The River Hodder, well known to Hopkins

Earth, sweet Earth, sweet landscape,
with leavés throng
And louchéd low grass, heaven
that dost appeal
To, with no tongue to plead,
no heart to feel;
That canst but only be, but dost
that long
Thou canst but be, but that thou
well dost;strong
Thy plea with him who dealt, nay
does now deal,
Thy lovely dale down thus and
thus bids reel
Thy river, and o’er gives all to
rack or wrong.
And what is Earth’s eye, tongue,
or heart else, where
Else, but in dear and dogged man?
– Ah, the heir
To his own selfbent so bound,so
tied to his turn,
To thriftless reave both our rich
round world bare
And none reck of world after,
this bids wear
Earth brows of such care, care
and dear concern.

Other poems he wrote at Stonyhurst comprise: The Wreck of the Eurydice, with resonances of his earlier and more confessional Wreck of the Deutschland; The May Magnificat and The Blessed Virgin Compared to the Air we Breathe – two poems in honour of Our Lady, whose image was and remains prominent in various statues inside the building and grounds; as well as The Leaden Echo and the Golden Echo.
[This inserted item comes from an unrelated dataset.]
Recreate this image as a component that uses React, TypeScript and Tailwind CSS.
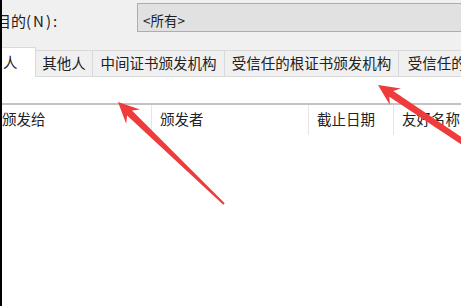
import React from 'react';

type Pt = [number, number];

// builds a tapered "screenshot annotation" arrow polygon from tail to tip
function arrowPoints(tail: Pt, tip: Pt, headLen = 21, headHalf = 10, neckHalf = 3.5, tailHalf = 1) {
  const dx = tip[0] - tail[0];
  const dy = tip[1] - tail[1];
  const len = Math.hypot(dx, dy);
  const ux = dx / len;
  const uy = dy / len;
  const nx = -uy;
  const ny = ux;
  const at = (d: number, w: number): string =>
    `${(tip[0] - ux * d + nx * w).toFixed(1)},${(tip[1] - uy * d + ny * w).toFixed(1)}`;
  return [
    at(0, 0),
    at(headLen, headHalf),
    at(headLen - 5, neckHalf),
    at(len, tailHalf),
    at(len, -tailHalf),
    at(headLen - 5, -neckHalf),
    at(headLen, -headHalf),
  ].join(' ');
}

const tabs = [
  { label: '其他人', width: 'w-[57px]' },
  { label: '中间证书颁发机构', width: 'w-[132px]' },
  { label: '受信任的根证书颁发机构', width: 'w-[174px]' },
  { label: '受信任的发布者', width: 'w-[120px]' },
];

const columns = [
  { label: '颁发给', width: 'w-[150px]', pad: 'pl-0' },
  { label: '颁发者', width: 'w-[157px]', pad: 'pl-[8px]' },
  { label: '截止日期', width: 'w-[85px]', pad: 'pl-[8px]' },
  { label: '友好名称', width: 'w-[120px]', pad: 'pl-[8px]' },
];

export default function App() {
  return (
    <div
      className="relative w-[461px] h-[306px] overflow-hidden bg-white flex text-[#1e1e1e]"
      style={{ fontFamily: '"Noto Sans CJK SC", "Noto Sans", sans-serif' }}
    >
      <div className="w-[2px] shrink-0 bg-black" />
      <div className="flex-1 flex flex-col overflow-hidden">
        <div className="bg-[#f0f0f0] flex flex-col">
          <div className="h-[47px] flex items-start pt-[3px]">
            <div className="w-[135px] shrink-0 h-[29px] flex items-center pt-[6px] overflow-hidden">
              <span className="text-[15px] leading-none ml-[-36px] whitespace-nowrap">
                预期目的<span className="tracking-[2px]">(N):</span>
              </span>
            </div>
            <div className="flex-1 h-[29px] bg-[#e1e1e1] border border-[#adadad] border-r-0 flex items-center pt-[6px] pl-[5px]">
              <span className="text-[13.5px] leading-none">&lt;所有&gt;</span>
            </div>
          </div>
          <div className="h-[30px] flex items-end whitespace-nowrap overflow-hidden">
            <div className="w-[34px] shrink-0 h-[30px] bg-white flex items-center pl-[1px] border-t border-r border-[#d9d9d9]">
              <span className="text-[14.5px] leading-none">人</span>
            </div>
            {tabs.map((t) => (
              <div
                key={t.label}
                className={`${t.width} shrink-0 h-[27px] flex items-center justify-center border-t border-r border-b border-[#d9d9d9] bg-[#f0f0f0]`}
              >
                <span className="text-[14.5px] leading-none text-[#222]">{t.label}</span>
              </div>
            ))}
          </div>
        </div>
        <div className="h-[26px]" />
        <div className="h-[2px] bg-[#c3c3c3]" />
        <div className="flex h-[30px] whitespace-nowrap overflow-hidden">
          {columns.map((c, i) => (
            <div
              key={c.label}
              className={`${c.width} ${c.pad} shrink-0 flex items-center pb-[1px] ${i < columns.length - 1 ? 'border-r border-[#e5e5e5]' : ''}`}
            >
              <span className="text-[14.5px] leading-none text-[#222]">{c.label}</span>
            </div>
          ))}
        </div>
      </div>
      <svg className="absolute inset-0 pointer-events-none" width="461" height="306" viewBox="0 0 461 306">
        <polygon points={arrowPoints([224, 204], [118, 102])} fill="#ef3b3b" />
        <polygon points={arrowPoints([478, 152], [378, 85], 21, 10, 3.5, 3)} fill="#ef3b3b" />
      </svg>
    </div>
  );
}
In that poem, Hopkins confronts the dreadful reality of the loss and decay of the beauty that he holds dear:

How to keep—is there any any, is
there none such, nowhere known some,
bow or brooch or braid or brace, lace,
latch or catch or key to keep
Back beauty, keep it, beauty, beauty,
beauty, … from vanishing away?

As the poem progresses, Hopkins proceeds to take solace in the beauty that lies ‘yonder’ in God, who is ‘beauty’s self and beauty’s giver’.

In the midst of a world marked by loss and decay, a walk in the countryside can do us untold good lifting our spirits as such rambles did for Hopkins.

The Christian Heritage Centre is establishing a Hopkins’ walking route around Stonyhurst in his memory to accompany the Tolkien Trail, already available.

On such pleasant walks, we can gaze upon the beauty around us and can say with Hopkins: ‘I walk, I lift up, I lift up heart, eyes / Down all that glory in the heavens to glean our Saviour’.